**Task prompt:** Take the lines from the top down to and including the one with "const OCTANTS = [0, 45, 90, 135, 180, 225, 270, 315];" and repeat them exactly. Omit images.

**Data segment:**
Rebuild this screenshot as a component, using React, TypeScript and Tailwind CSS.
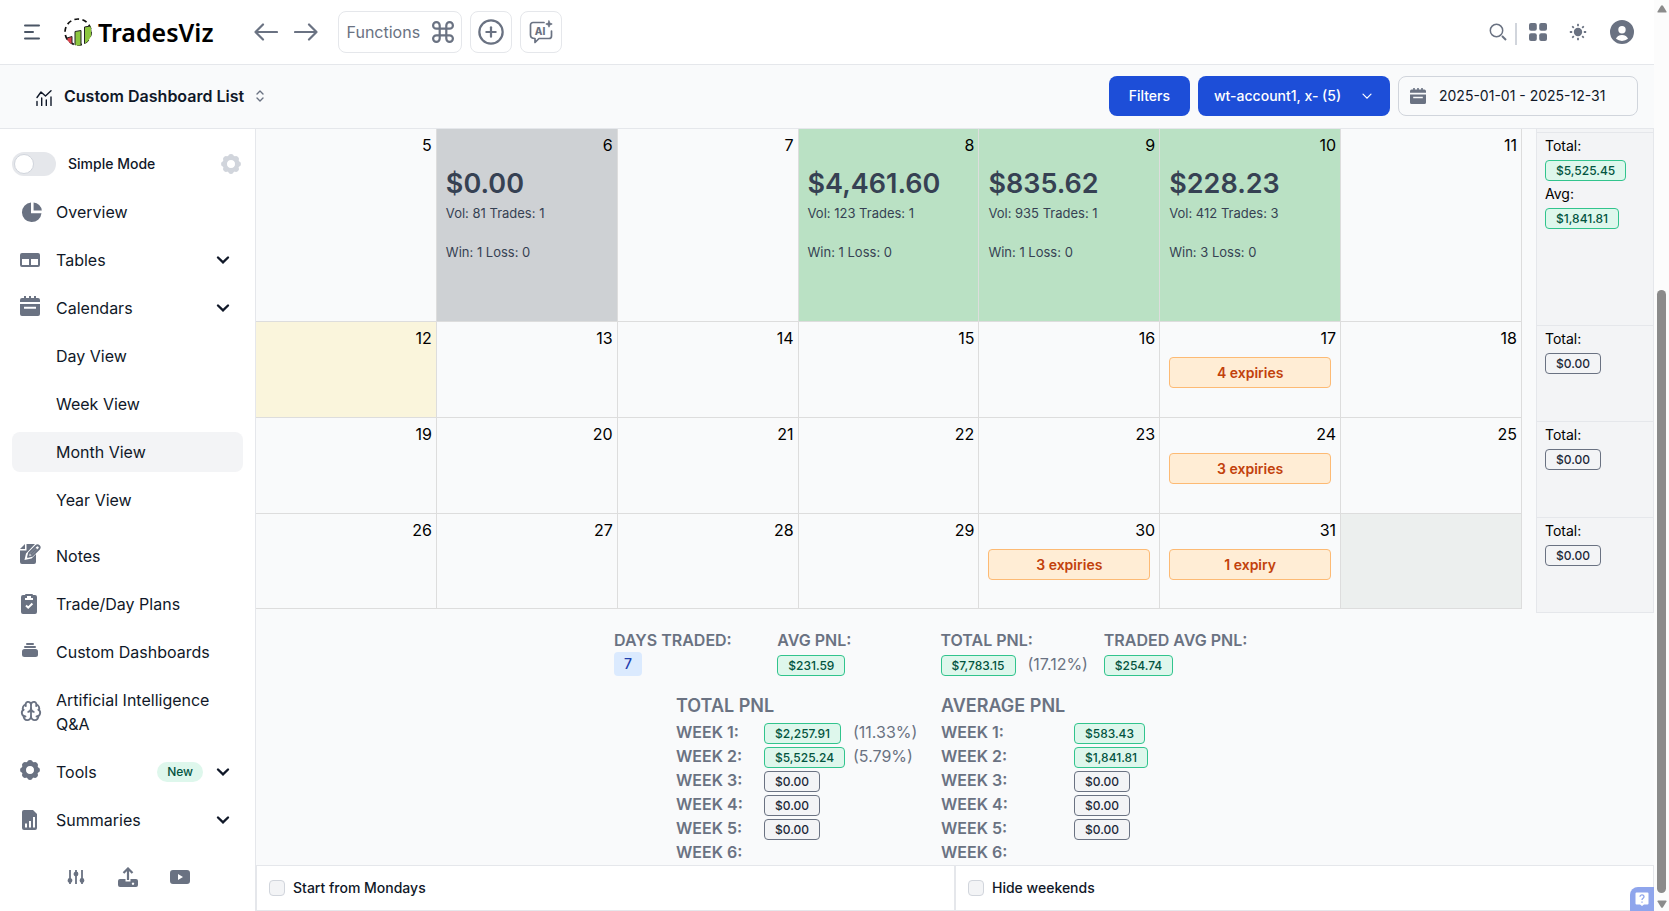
import React from "react";
import { Brain, CirclePlus } from "lucide-react";

type IconProps = { className?: string };

const OCTANTS = [0, 45, 90, 135, 180, 225, 270, 315];

function Gear({ className = "" }: IconProps) {
  return (
    <svg viewBox="2 2 20 20" className={className} fill="currentColor" aria-hidden="true">
      <circle cx="12" cy="12" r="6.2" fill="none" stroke="currentColor" strokeWidth="4.4" />
      {OCTANTS.map((a) => (
        <circle key={a} cx="12" cy="4.9" r="2.8" transform={`rotate(${a} 12 12)`} />
      ))}
    </svg>
  );
}

function Calendar({ className = "" }: IconProps) {
  return (
    <svg viewBox="0 0 20 20" className={className} fill="currentColor" aria-hidden="true">
      <path d="M4 0h2v2h3V0h2v2h3V0h2v2h2a2 2 0 0 1 2 2v2H0V4a2 2 0 0 1 2-2h2z" />
      <path fillRule="evenodd" d="M0 8h20v10a2 2 0 0 1-2 2H2a2 2 0 0 1-2-2zm4 2.8v2h12v-2z" />
    </svg>
  );
}

function Chevron({ className = "" }: IconProps) {
  return (
    <svg viewBox="0 0 24 24" className={className} fill="none" stroke="currentColor" strokeWidth="2.4" aria-hidden="true">
      <path d="M7 9.500l5 4.800 5-4.800" strokeLinecap="round" />
    </svg>
  );
}

function Svg({ children }: { children: React.ReactNode }) {
  return (
    <svg viewBox="0 0 24 24" className="size-6 shrink-0 text-gray-500" fill="currentColor" aria-hidden="true">
      {children}
    </svg>
  );
}

const icons = {
  pie: (
    <Svg>
      <path d="M11 2.500a9.800 9.800 0 1 0 10.500 10.700H11z" />
      <path d="M13.600 2.500v8h8.200a8.800 8.800 0 0 0-8.200-8z" />
    </Svg>
  ),
  table: (
    <Svg>
      <path fillRule="evenodd" d="M2 5h16a2 2 0 0 1 2 2v10a2 2 0 0 1-2 2H2a2 2 0 0 1-2-2V7a2 2 0 0 1 2-2zm0 6v6h7v-6zm9 0v6h7v-6z" />
    </Svg>
  ),
  calendar: (
    <span className="block size-6 shrink-0 text-gray-500">
      <Calendar className="size-5" />
    </span>
  ),
  notes: (
    <Svg>
      <path d="M5 0v5H0z" />
      <path d="M6.500 0H15l-9 9.500-1.500 6.500 7-1.500L16 10v8a2 2 0 0 1-2 2H2a2 2 0 0 1-2-2V6.500h6.500z" />
      <path d="M8 13l1-4 7-7a2 2 0 0 1 3 3l-7 7zM10.500 10.500l6-6" fill="none" stroke="currentColor" strokeWidth="1.800" strokeLinejoin="round" />
    </Svg>
  ),
  clipboard: (
    <Svg>
      <path fillRule="evenodd" d="M5 3a1 1 0 0 1 1-1h6a1 1 0 0 1 1 1h2a2 2 0 0 1 2 2v15a2 2 0 0 1-2 2H3a2 2 0 0 1-2-2V5a2 2 0 0 1 2-2zm2 1v2H5v2h8V6h-2V4z" />
      <path d="M6 13.500l2.200 2.200 4.200-4.200" fill="none" stroke="#fff" strokeWidth="2" />
    </Svg>
  ),
  stack: (
    <Svg>
      <rect x="6" y="3" width="8" height="2" rx="1" />
      <rect x="4" y="6" width="12" height="2" rx="1" />
      <rect x="2" y="9" width="16" height="8" rx="2.500" />
    </Svg>
  ),
  brain: (
    <span className="block size-6 shrink-0 text-gray-500">
      <Brain className="size-[22px]" strokeWidth={2} />
    </span>
  ),
  gear: (
    <span className="block size-6 shrink-0 text-gray-500">
      <Gear className="size-5" />
    </span>
  ),
  report: (
    <Svg>
      <path d="M4 2h9l4 4v14a2 2 0 0 1-2 2H4a2 2 0 0 1-2-2V4a2 2 0 0 1 2-2z" />
      <path d="M6 19.500v-4M10 19.500v-6.500M14 19.500V9" stroke="#fff" strokeWidth="2" />
    </Svg>
  ),
};

type NavItem = { label: string; icon?: React.ReactNode; expandable?: boolean; badge?: string; active?: boolean };

const nav: NavItem[][] = [
  [
    { label: "Overview", icon: icons.pie },
    { label: "Tables", icon: icons.table, expandable: true },
    { label: "Calendars", icon: icons.calendar, expandable: true },
    { label: "Day View" },
    { label: "Week View" },
    { label: "Month View", active: true },
    { label: "Year View" },
  ],
  [
    { label: "Notes", icon: icons.notes },
    { label: "Trade/Day Plans", icon: icons.clipboard },
    { label: "Custom Dashboards", icon: icons.stack },
    { label: "Artificial Intelligence Q&A", icon: icons.brain },
    { label: "Tools", icon: icons.gear, expandable: true, badge: "New" },
    { label: "Summaries", icon: icons.report, expandable: true },
  ],
];

function NavRow({ item }: { item: NavItem }) {
  const body = (
    <>
      {item.icon ?? <span className="size-6 shrink-0" />}
      <span className="flex-1 text-left">{item.label}</span>
      {item.badge && (
        <span className="rounded-full bg-[#def7ec] px-2.5 text-xs leading-5 font-medium text-[#03543f]">{item.badge}</span>
      )}
    </>
  );
  if (item.expandable) {
    return (
      <button className="flex w-full items-center gap-3 rounded-lg p-2">
        {body}
        <Chevron className="-ml-1 size-6 shrink-0" />
      </button>
    );
  }
  return (
    <a href="#" className={item.active ? "flex items-center gap-3 rounded-lg bg-gray-100 p-2" : "flex items-center gap-3 rounded-lg p-2"}>
      {body}
    </a>
  );
}

function Sidebar() {
  return (
    <aside className="flex w-64 shrink-0 flex-col border-r border-gray-200 bg-white px-3 pt-[19px] text-base text-gray-900">
      <div className="flex h-8 items-center">
        <label className="flex items-center gap-3 text-sm font-medium">
          <input type="checkbox" role="switch" className="peer sr-only" />
          <span className="flex h-6 w-11 items-center rounded-full bg-gray-200 p-0.5">
            <span className="size-5 rounded-full border border-gray-300 bg-white" />
          </span>
          Simple Mode
        </label>
        <button aria-label="Menu settings" className="mr-0.5 ml-auto text-gray-300">
          <Gear className="size-5" />
        </button>
      </div>
      <nav className="flex flex-col gap-4 pt-3">
        {nav.map((group, i) => (
          <ul key={i} className="flex flex-col gap-2">
            {group.map((item) => (
              <li key={item.label}>
                <NavRow item={item} />
              </li>
            ))}
          </ul>
        ))}
      </nav>
      <div className="flex justify-center gap-8 pt-[27px] text-gray-500">
        <button aria-label="Preferences">
          <svg viewBox="0 0 20 20" className="size-5" stroke="currentColor" strokeWidth="1.800" fill="currentColor">
            <path d="M4 3v14M10 3v14M16 3v14" />
            <circle cx="4" cy="13.500" r="1.500" />
            <circle cx="10" cy="7" r="1.500" />
            <circle cx="16" cy="13.500" r="1.500" />
          </svg>
        </button>
        <button aria-label="Upload">
          <svg viewBox="0 0 20 20" className="size-5" fill="currentColor">
            <path fillRule="evenodd" d="M2 12h5.500v2.500h5V12H18a2 2 0 0 1 2 2v4a2 2 0 0 1-2 2H2a2 2 0 0 1-2-2v-4a2 2 0 0 1 2-2zm13 3.500a1.200 1.200 0 1 0 .01 0z" />
            <path d="M10 13V2M5.500 6L10 1.500 14.500 6" fill="none" stroke="currentColor" strokeWidth="2.200" />
          </svg>
        </button>
        <button aria-label="Videos">
          <svg viewBox="0 0 20 20" className="size-5" fill="currentColor">
            <path fillRule="evenodd" d="M3 3h14a3 3 0 0 1 3 3v8a3 3 0 0 1-3 3H3a3 3 0 0 1-3-3V6a3 3 0 0 1 3-3zm5 4v6l5-3z" />
          </svg>
        </button>
      </div>
    </aside>
  );
}

function Logo() {
  return (
    <a href="#" className="flex items-center gap-1.5 text-black">
      <svg viewBox="0 0 28 28" className="size-7" aria-hidden="true">
        <clipPath id="logo-disc">
          <circle cx="14" cy="14" r="13.500" />
        </clipPath>
        <circle cx="14" cy="14" r="13" fill="none" stroke="#111" strokeWidth="1.700" strokeDasharray="4.800 3.370" />
        <g clipPath="url(#logo-disc)" stroke="#222" strokeWidth="1">
          <path d="M3 20l5-1.500V27H3z" fill="#d9414b" />
          <path d="M11 13.500l6-1v16h-6z" fill="#8cc63f" />
          <path d="M20.500 9l7-1.200v20h-7z" fill="#8cc63f" />
        </g>
      </svg>
      <span className="font-['Noto_Sans',sans-serif] text-[25px] leading-8 font-semibold">TradesViz</span>
    </a>
  );
}

function Header() {
  const box = "flex h-[42px] items-center justify-center rounded-lg border border-gray-200";
  return (
    <header className="flex h-[65px] shrink-0 items-center border-b border-gray-200 bg-white pr-5 pl-6 text-gray-500">
      <button aria-label="Toggle menu" className="mr-6 text-gray-600">
        <svg viewBox="0 0 16 16" className="size-4" stroke="currentColor" strokeWidth="2" strokeLinecap="round">
          <path d="M1 1.500h14M1 8h8M1 14.500h14" />
        </svg>
      </button>
      <Logo />
      <div className="ml-10 flex gap-4">
        <button aria-label="Back">
          <svg viewBox="0 0 24 24" className="size-6" fill="none" stroke="currentColor" strokeWidth="2.200" strokeLinecap="round" strokeLinejoin="round">
            <path d="M23 12H1.500M9 4.500L1.500 12 9 19.500" />
          </svg>
        </button>
        <button aria-label="Forward">
          <svg viewBox="0 0 24 24" className="size-6" fill="none" stroke="currentColor" strokeWidth="2.200" strokeLinecap="round" strokeLinejoin="round">
            <path d="M1 12h21.500M15 4.500l7.500 7.500-7.500 7.500" />
          </svg>
        </button>
      </div>
      <div className="ml-5 flex gap-2">
        <button className={box + " gap-3 pr-[7px] pl-2"}>
          Functions
          <svg viewBox="2 2 20 20" className="size-[22px]" fill="none" stroke="currentColor" strokeWidth="2" strokeLinecap="round" strokeLinejoin="round" aria-hidden="true">
            <path d="M15 6v12a3 3 0 1 0 3-3H6a3 3 0 1 0 3 3V6a3 3 0 1 0-3 3h12a3 3 0 1 0-3-3" />
          </svg>
        </button>
        <button aria-label="Add" className={box + " w-[42px]"}>
          <CirclePlus className="size-7" strokeWidth={1.9} />
        </button>
        <button aria-label="AI assistant" className={box + " w-[42px]"}>
          <svg viewBox="0 0 24 24" className="size-6" fill="none" stroke="currentColor" strokeWidth="1.700" strokeLinecap="round" strokeLinejoin="round">
            <path d="M15 2.500H4A2.500 2.500 0 0 0 1.500 5v10c0 2 1 3.500 4.500 3.500V22.500l4-4h10a2.500 2.500 0 0 0 2.500-2.500v-5" />
            <path d="M20 .8l.9 2.300 2.300.9-2.300.9L20 7.200l-.9-2.300-2.300-.9 2.300-.9z" fill="currentColor" strokeWidth=".8" />
            <text x="11" y="14.500" textAnchor="middle" fontSize="10" fontWeight="800" fill="currentColor" stroke="none">
              AI
            </text>
          </svg>
        </button>
      </div>
      <div className="ml-auto flex items-center">
        <button aria-label="Search">
          <svg viewBox="0 0 18 18" className="size-[18px]" fill="none" stroke="currentColor" strokeWidth="1.500">
            <circle cx="7.500" cy="7.500" r="6.200" />
            <path d="M13 13l4 4" strokeWidth="2" />
          </svg>
        </button>
        <span className="mt-1 ml-2 h-[22px] w-0.5 bg-gray-300" />
        <button aria-label="Apps" className="ml-3">
          <svg viewBox="0 0 18 18" className="size-[18px]" fill="currentColor">
            <rect width="7.800" height="7.800" rx="2" />
            <rect x="10.200" width="7.800" height="7.800" rx="2" />
            <rect y="10.200" width="7.800" height="7.800" rx="2" />
            <rect x="10.200" y="10.200" width="7.800" height="7.800" rx="2" />
          </svg>
        </button>
        <button aria-label="Theme" className="ml-[22px]">
          <svg viewBox="0 0 18 18" className="size-[18px]" fill="currentColor">
            <circle cx="9" cy="9" r="4.200" />
            {OCTANTS.map((a) => (
              <rect key={a} x="8.100" y=".8" width="1.800" height="2.400" rx=".5" transform={`rotate(${a} 9 9)`} />
            ))}
          </svg>
        </button>
        <button aria-label="Account" className="ml-[23px]">
          <svg viewBox="0 0 24 24" className="size-6" fill="currentColor">
            <path fillRule="evenodd" d="M12 0a12 12 0 1 0 0 24 12 12 0 0 0 0-24zm0 6a3.700 3.700 0 1 1 0 7.400A3.700 3.700 0 0 1 12 6zM6 18.800c.8-2.500 3-3.800 6-3.800s5.200 1.300 6 3.800a9.500 9.500 0 0 1-12 0z" />
          </svg>
        </button>
      </div>
    </header>
  );
}

function Toolbar() {
  return (
    <div className="flex h-16 shrink-0 items-center border-b border-gray-200 bg-gray-50 pr-4 pb-px pl-9">
      <button className="flex items-center gap-3 font-semibold text-gray-900">
        <svg viewBox="0 0 16 16" className="mt-1 size-4" fill="none" stroke="currentColor" strokeWidth="1.400" strokeLinecap="round" strokeLinejoin="round">
          <path d="M1 7.500L5 2l4.500 4L15 .8M1 11.500v4M5.700 8v7.500M10.300 10v5.500M15 7v8.500" />
        </svg>
        Custom Dashboard List
        <svg viewBox="0 0 8 12" className="h-3 w-2 text-gray-500" fill="none" stroke="currentColor" strokeWidth="1.400" strokeLinecap="round" strokeLinejoin="round">
          <path d="M1 4l3-3 3 3M1 8l3 3 3-3" />
        </svg>
      </button>
      <div className="ml-auto flex gap-2 text-sm">
        <button className="h-10 rounded-lg bg-[#1d4ed8] px-5 font-medium text-white">Filters</button>
        <button className="flex h-10 w-48 items-center justify-between rounded-lg bg-[#1d4ed8] px-4 font-medium text-white">
          wt-account1, x- (5)
          <svg viewBox="0 0 14 14" className="size-3.5" fill="none" stroke="currentColor" strokeWidth="1.200" strokeLinecap="round">
            <path d="M3 5.200L7 9.200l4-4" />
          </svg>
        </button>
        <label className="flex h-10 w-60 items-center gap-[13px] rounded-lg border border-gray-300 bg-gray-50 px-[11px] text-gray-900">
          <Calendar className="size-4 shrink-0 text-gray-500" />
          <input aria-label="Date range" defaultValue="2025-01-01 - 2025-12-31" className="w-full min-w-0 bg-transparent outline-none" />
        </label>
      </div>
    </div>
  );
}

type Day = { day?: number; pnl?: string; vol?: string; wins?: string; tone?: string; expiry?: string };

const weeks: Day[][] = [
  [
    { day: 5 },
    { day: 6, pnl: "$0.00", vol: "Vol: 81 Trades: 1", wins: "Win: 1 Loss: 0", tone: "bg-[#ced1d4]" },
    { day: 7 },
    { day: 8, pnl: "$4,461.60", vol: "Vol: 123 Trades: 1", wins: "Win: 1 Loss: 0", tone: "bg-[#bae1c4]" },
    { day: 9, pnl: "$835.62", vol: "Vol: 935 Trades: 1", wins: "Win: 1 Loss: 0", tone: "bg-[#bae1c4]" },
    { day: 10, pnl: "$228.23", vol: "Vol: 412 Trades: 3", wins: "Win: 3 Loss: 0", tone: "bg-[#bae1c4]" },
    { day: 11 },
  ],
  [{ day: 12, tone: "bg-[#faf5dc]" }, { day: 13 }, { day: 14 }, { day: 15 }, { day: 16 }, { day: 17, expiry: "4 expiries" }, { day: 18 }],
  [{ day: 19 }, { day: 20 }, { day: 21 }, { day: 22 }, { day: 23 }, { day: 24, expiry: "3 expiries" }, { day: 25 }],
  [{ day: 26 }, { day: 27 }, { day: 28 }, { day: 29 }, { day: 30, expiry: "3 expiries" }, { day: 31, expiry: "1 expiry" }, { tone: "bg-[#ecefee]" }],
];

const weekHeights = ["h-[193px]", "h-24", "h-24", "h-[95px]"];

function DayCell({ d }: { d: Day }) {
  return (
    <td className={"border-r border-b border-[#dddddd] p-0 align-top " + (d.tone ?? "")}>
      <div className="pt-1 pr-1 text-right leading-6 text-black">{d.day}</div>
      {d.pnl && (
        <div className="px-[9px] pt-[9px] text-[13px] leading-5 text-gray-700">
          <div className="text-[27px] leading-9 font-semibold">{d.pnl}</div>
          <div className="pt-px">{d.vol}</div>
          <div className="pt-[19px]">{d.wins}</div>
        </div>
      )}
      {d.expiry && (
        <div className="px-[9px] pt-[7px]">
          <button className="block w-full rounded-sm border border-[#fdba74] bg-[#ffedd5] py-1 text-sm leading-[21px] font-semibold text-[#c2410c]">
            {d.expiry}
          </button>
        </div>
      )}
    </td>
  );
}

function MonthGrid() {
  return (
    <table className="w-full table-fixed border-separate border-spacing-0">
      <tbody>
        {weeks.map((week, i) => (
          <tr key={i} className={weekHeights[i]}>
            {week.map((d, j) => (
              <DayCell key={j} d={d} />
            ))}
          </tr>
        ))}
      </tbody>
    </table>
  );
}

function Amount({ value }: { value: string }) {
  const zero = value === "$0.00";
  return (
    <span
      className={
        "block rounded border px-2.5 text-xs leading-[19px] font-medium " +
        (zero ? "border-gray-500 bg-gray-100 text-gray-800" : "border-[#31c48d] bg-[#def7ec] text-[#03543f]")
      }
    >
      {value}
    </span>
  );
}

const weekTotals = [{ total: "$5,525.45", avg: "$1,841.81" }, { total: "$0.00" }, { total: "$0.00" }, { total: "$0.00" }];

function WeekTotals() {
  return (
    <div className="w-[118px] shrink-0 border-x border-b border-gray-200 bg-gray-100 pt-[3px] text-sm leading-6 text-black">
      {weekTotals.map((w, i) => (
        <div key={i} className={"border-t border-gray-200 px-2 pt-px " + weekHeights[i]}>
          <div>Total:</div>
          <div className="flex h-6 items-center">
            <Amount value={w.total} />
          </div>
          {w.avg && (
            <>
              <div>Avg:</div>
              <div className="flex h-6 items-center">
                <Amount value={w.avg} />
              </div>
            </>
          )}
        </div>
      ))}
    </div>
  );
}

const summary = [
  { label: "AVG PNL:", value: "$231.59" },
  { label: "TOTAL PNL:", value: "$7,783.15", pct: "(17.12%)" },
  { label: "TRADED AVG PNL:", value: "$254.74" },
];

const totals = [["$2,257.91", "(11.33%)"], ["$5,525.24", "(5.79%)"], ["$0.00"], ["$0.00"], ["$0.00"], []];
const averages = [["$583.43"], ["$1,841.81"], ["$0.00"], ["$0.00"], ["$0.00"], []];

function WeekTable({ title, rows, labelWidth }: { title: string; rows: string[][]; labelWidth: string }) {
  return (
    <table className="border-separate border-spacing-0 text-left leading-6">
      <caption className="pb-0.5 text-left text-lg leading-6 font-semibold">{title}</caption>
      <tbody>
        {rows.map(([value, pct], i) => (
          <tr key={i} className="h-6">
            <th scope="row" className={"p-0 font-semibold " + labelWidth}>{`WEEK ${i + 1}:`}</th>
            <td className="w-[89px] p-0">
              <div className="flex h-6 items-center pt-0.5">{value && <Amount value={value} />}</div>
            </td>
            <td className="p-0">{pct}</td>
          </tr>
        ))}
      </tbody>
    </table>
  );
}

function Stats() {
  return (
    <section className="-mt-px pt-4 pl-[358px] text-base text-gray-500">
      <div className="grid w-[653px] grid-cols-4 leading-6">
        <div>
          <div className="font-semibold">DAYS TRADED:</div>
          <span className="block w-fit rounded bg-[#dbeafe] px-2.5 text-sm leading-6 font-medium text-[#1e40af]">7</span>
        </div>
        {summary.map((s) => (
          <div key={s.label} className="whitespace-nowrap">
            <div className="font-semibold">{s.label}</div>
            <div className="flex h-6 items-center gap-3">
              <span className="pt-0.5">
                <Amount value={s.value} />
              </span>
              {s.pct}
            </div>
          </div>
        ))}
      </div>
      <div className="flex pt-[18px] pl-[62px]">
        <div className="w-[265px]">
          <WeekTable title="TOTAL PNL" rows={totals} labelWidth="w-[88px]" />
        </div>
        <WeekTable title="AVERAGE PNL" rows={averages} labelWidth="w-[133px]" />
      </div>
    </section>
  );
}

function Options() {
  return (
    <div className="mt-auto flex shrink-0 border border-gray-200 bg-white text-sm font-medium text-gray-900">
      {["Start from Mondays", "Hide weekends"].map((label, i) => (
        <label key={label} className={"flex h-11 flex-1 items-center gap-2 px-3 " + (i ? "border-l-2 border-gray-200" : "")}>
          <input type="checkbox" className="size-4 appearance-none rounded border border-gray-300 bg-gray-100" />
          {label}
        </label>
      ))}
    </div>
  );
}

function ScrollTrack() {
  return (
    <div className="flex w-[15px] shrink-0 flex-col items-center bg-[#fcfcfc] text-[#8b8b8b]" aria-hidden="true">
      <svg viewBox="0 0 10 8" className="mt-[5px] h-2 w-2.5" fill="currentColor">
        <path d="M4 .8q1-1.300 2 0L9.500 6.500q.3 1-.8 1H1.300q-1.100 0-.8-1z" />
      </svg>
      <div className="flex w-full flex-1 flex-col items-center pt-[277px] pb-[7px]">
        <div className="w-[9px] flex-1 rounded-full bg-[#8b8b8b]" />
      </div>
      <svg viewBox="0 0 10 8" className="mb-[3px] h-2 w-2.5" fill="currentColor">
        <path d="M4 7.200q1 1.300 2 0L9.500 1.500q.3-1-.8-1H1.300q-1.100 0-.8 1z" />
      </svg>
    </div>
  );
}

export default function App() {
  return (
    <div className="flex h-screen overflow-hidden bg-gray-50 font-[Inter,sans-serif] text-base">
      <div className="relative flex min-w-0 flex-1 flex-col">
        <Header />
        <Toolbar />
        <div className="flex min-h-0 flex-1">
          <Sidebar />
          <main className="flex min-w-0 flex-1 flex-col">
            <div className="flex items-start gap-3.5">
              <div className="min-w-0 flex-1">
                <MonthGrid />
              </div>
              <WeekTotals />
            </div>
            <Stats />
            <Options />
          </main>
        </div>
        <button aria-label="Help" className="absolute right-0 bottom-0 flex size-6 items-center justify-center rounded-tl-lg bg-[#8fa5ec]">
          <svg viewBox="0 0 14 14" className="size-3.5" fill="none" aria-hidden="true">
            <path d="M1.500.5h11a1 1 0 0 1 1 1v10a1 1 0 0 1-1 1H9L7 14l-2-1.500H1.500a1 1 0 0 1-1-1v-10a1 1 0 0 1 1-1z" fill="#fff" />
            <path d="M5 4.800C5 2.300 9 2.300 9 4.800 9 6.300 7 6.300 7 8M7 9.500v1.200" stroke="#8fa5ec" strokeWidth="1.300" />
          </svg>
        </button>
      </div>
      <ScrollTrack />
    </div>
  );
}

**The output:**
Rebuild this screenshot as a component, using React, TypeScript and Tailwind CSS.
import React from "react";
import { Brain, CirclePlus } from "lucide-react";

type IconProps = { className?: string };

const OCTANTS = [0, 45, 90, 135, 180, 225, 270, 315];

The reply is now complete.